Runs fine. Maybe you forgot to plug something back in?
And also, their are many vacuum lines that could easily be missed. Do you have a pic of your engine bay in the area of the IACV and bottom of the tb?
Originally Posted by pmohr
  1. Should turn more than that.
  2. See below.
  3. EGR does nothing at idle speeds.


Why do you doubt that there are any vacuum leaks? Just a guess?

It's a relatively common experience to get a higher idle after cleaning out the TB/IACV. Sometimes it'll adjust itself down after a bit.
I think I know what happened. Here are a few pics of what I discovered. I believe that in all the cleaning the TB high idle cam adjustment might have been thrown off by accident. My TB is not closing all the way like it should during idling. I know that there weren't any vacuum leaks because I meticulously made sure that I knew which vacuum hoses went where before taking everything apart.
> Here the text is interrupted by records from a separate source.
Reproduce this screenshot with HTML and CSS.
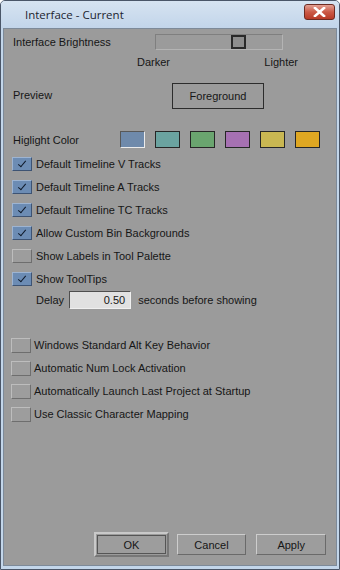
FILE: index.html
```html
<!DOCTYPE html>
<html>
<head>
  <meta charset="utf-8">
  <title>Interface - Current</title>
  <link rel="stylesheet" href="styles.css">
</head>
<body>
  <div class="window">
    <div class="titlebar">
      <span class="title">Interface - Current</span>
      <span class="close">
        <svg width="13" height="10" viewBox="0 0 13 10"><path d="M2 1 L11 9 M11 1 L2 9" stroke="#fff" stroke-width="2.6" stroke-linecap="square"/></svg>
      </span>
    </div>

    <div class="content">
      <div class="row bright">
        <span class="label">Interface Brightness</span>
        <div class="slider"><span class="thumb"></span></div>
      </div>
      <div class="ends">
        <span>Darker</span>
        <span>Lighter</span>
      </div>

      <div class="row preview">
        <span class="label">Preview</span>
        <div class="fg">Foreground</div>
      </div>

      <div class="row highlight">
        <span class="hlabel">Higlight Color</span>
        <div class="swatches">
          <span class="sw sel" style="background:#6f8aab"></span>
          <span class="sw" style="background:#6ba3a0"></span>
          <span class="sw" style="background:#6aa56f"></span>
          <span class="sw" style="background:#a671b2"></span>
          <span class="sw" style="background:#c9b752"></span>
          <span class="sw" style="background:#dfa722"></span>
        </div>
      </div>

      <div class="checks">
        <div class="check on"><span class="box"></span>Default Timeline V Tracks</div>
        <div class="check on"><span class="box"></span>Default Timeline A Tracks</div>
        <div class="check on"><span class="box"></span>Default Timeline TC Tracks</div>
        <div class="check on"><span class="box"></span>Allow Custom Bin Backgrounds</div>
        <div class="check"><span class="box"></span>Show Labels in Tool Palette</div>
        <div class="check on"><span class="box"></span>Show ToolTips</div>
      </div>

      <div class="delay">
        <span>Delay</span>
        <span class="field">0.50</span>
        <span>seconds before showing</span>
      </div>

      <div class="checks lower">
        <div class="check"><span class="box"></span>Windows Standard Alt Key Behavior</div>
        <div class="check"><span class="box"></span>Automatic Num Lock Activation</div>
        <div class="check"><span class="box"></span>Automatically Launch Last Project at Startup</div>
        <div class="check"><span class="box"></span>Use Classic Character Mapping</div>
      </div>

      <div class="buttons">
        <span class="focus"><span class="btn">OK</span></span>
        <span class="btn">Cancel</span>
        <span class="btn apply">Apply</span>
      </div>
    </div>
  </div>
</body>
</html>
```

FILE: styles.css
```css
* {
  box-sizing: border-box;
}

body {
  margin: 0;
  font-family: "Liberation Sans", Arial, sans-serif;
  font-size: 11px;
  color: #161616;
}

.window {
  width: 340px;
  height: 570px;
  border: 1px solid #4a5668;
  border-radius: 5px 5px 0 0;
  background: #c3d6ea;
  display: flex;
  flex-direction: column;
}

.titlebar {
  height: 27px;
  display: flex;
  align-items: center;
  justify-content: space-between;
  padding: 0 4px 2px 24px;
  background: linear-gradient(#d6e3f1, #c2d5ea);
  border-radius: 4px 4px 0 0;
}

.title {
  font-family: "Open Sans", "Liberation Sans", sans-serif;
  font-size: 11.5px;
  color: #1c2430;
  margin-top: 1px;
}

.close {
  width: 31px;
  height: 16px;
  margin-top: -4px;
  border: 1px solid #6d2b22;
  border-radius: 3px;
  background: linear-gradient(#e3a194, #cb5a47 50%, #b83a27);
  display: flex;
  align-items: center;
  justify-content: center;
}

.content {
  flex: 1;
  margin: 0 2px 3px 2px;
  background: #9b9b9b;
  border: 1px solid #7d8a99;
  padding: 5px 0 0 9px;
  display: flex;
  flex-direction: column;
}

.row {
  display: flex;
  align-items: center;
}

.label {
  width: 142px;
}

.slider {
  width: 128px;
  height: 16px;
  border: 1px solid #7f7f7f;
  border-right-color: #b4b4b4;
  border-bottom-color: #b4b4b4;
  position: relative;
}

.thumb {
  position: absolute;
  left: 75px;
  top: 0;
  width: 15px;
  height: 14px;
  border: 2px solid #2a2a2a;
  background: #8d8d8d;
}

.ends {
  display: flex;
  justify-content: space-between;
  width: 285px;
  padding-left: 124px;
  margin-top: 6px;
  height: 14px;
}

.preview {
  margin-top: 13px;
}

.preview .label {
  width: 159px;
  margin-top: -2px;
}

.fg {
  width: 92px;
  height: 26px;
  border: 1px solid #2c2c2c;
  display: flex;
  align-items: center;
  justify-content: center;
  font-size: 11px;
}

.highlight {
  margin-top: 22px;
}

.hlabel {
  width: 107px;
}

.swatches {
  display: flex;
  gap: 10px;
}

.sw {
  width: 25px;
  height: 17px;
  border: 1px solid #262626;
}

.sw.sel {
  border: 1px solid #ececec;
  border-top-color: #585858;
  border-left-color: #585858;
}

.checks {
  margin-top: 9px;
  margin-left: -1px;
  display: flex;
  flex-direction: column;
  gap: 9px;
}

.check {
  display: flex;
  align-items: center;
  height: 14px;
}

.box {
  width: 20px;
  height: 14px;
  margin-right: 4px;
  border: 1px solid #bdbdbd;
  border-right-color: #6e6e6e;
  border-bottom-color: #6e6e6e;
  background: #9d9d9d;
  position: relative;
}

.check.on .box {
  background: #6c8cb4;
  border-color: #9db4d2 #3d5373 #3d5373 #9db4d2;
}

.check.on .box::after {
  content: "";
  position: absolute;
  left: 7px;
  top: 1px;
  width: 3px;
  height: 7px;
  border: solid #0f1a2a;
  border-width: 0 1.5px 1.5px 0;
  transform: rotate(40deg);
}

.delay {
  display: flex;
  align-items: center;
  margin-top: 5px;
  padding-left: 23px;
  height: 18px;
}

.field {
  width: 62px;
  height: 18px;
  margin: 0 7px 0 5px;
  background: #e1e1e1;
  border: 1px solid #4e4e4e;
  border-right-color: #f0f0f0;
  border-bottom-color: #f0f0f0;
  text-align: right;
  padding: 2px 5px 0 0;
}

.lower {
  margin-top: 29px;
  margin-left: -2px;
}

.lower .box {
  width: 20px;
  height: 15px;
  margin-right: 3px;
}

.buttons {
  margin-top: auto;
  margin-bottom: 8px;
  display: flex;
  align-items: center;
  padding-left: 81px;
}

.btn {
  width: 70px;
  height: 21px;
  border: 1px solid #cdcdcd;
  border-right-color: #6a6a6a;
  border-bottom-color: #6a6a6a;
  background: #9d9d9d;
  display: flex;
  align-items: center;
  justify-content: center;
  margin-right: 10px;
}

.focus {
  width: 75px;
  border: 2px solid #c9c9c9;
  border-right-color: #777;
  border-bottom-color: #777;
  padding: 1px;
  margin-right: 8px;
}

.focus .btn {
  margin: 0;
  border-color: #555;
  width: 100%;
  height: 19px;
}
```
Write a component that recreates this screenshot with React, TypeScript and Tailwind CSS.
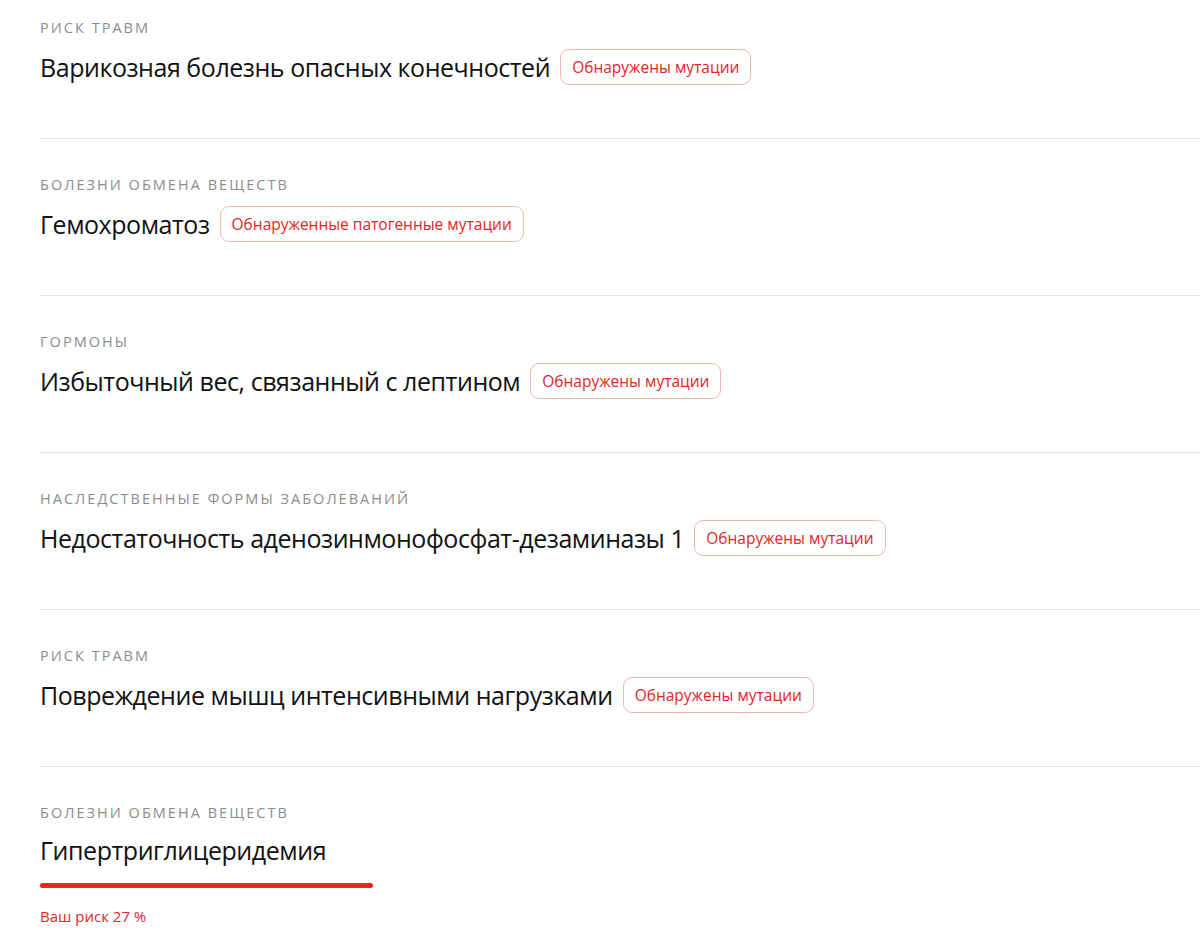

First, here is a pic of the area round the IACV/TB and the bottom of the TB as requested. All of the vacuum lines seem to be in place:





This is a picture of the high idle cam marks, they clearly are way off:



This is a picture of the adjustment screw that sits on the thermal piston thing, it is not sitting properly at all.



And finally, here is a picture of the inside flap of the throttle body (I think it's called a butterfly if I'm not mistaken). There is a substantial amount of opening here, even with the throttle valve down.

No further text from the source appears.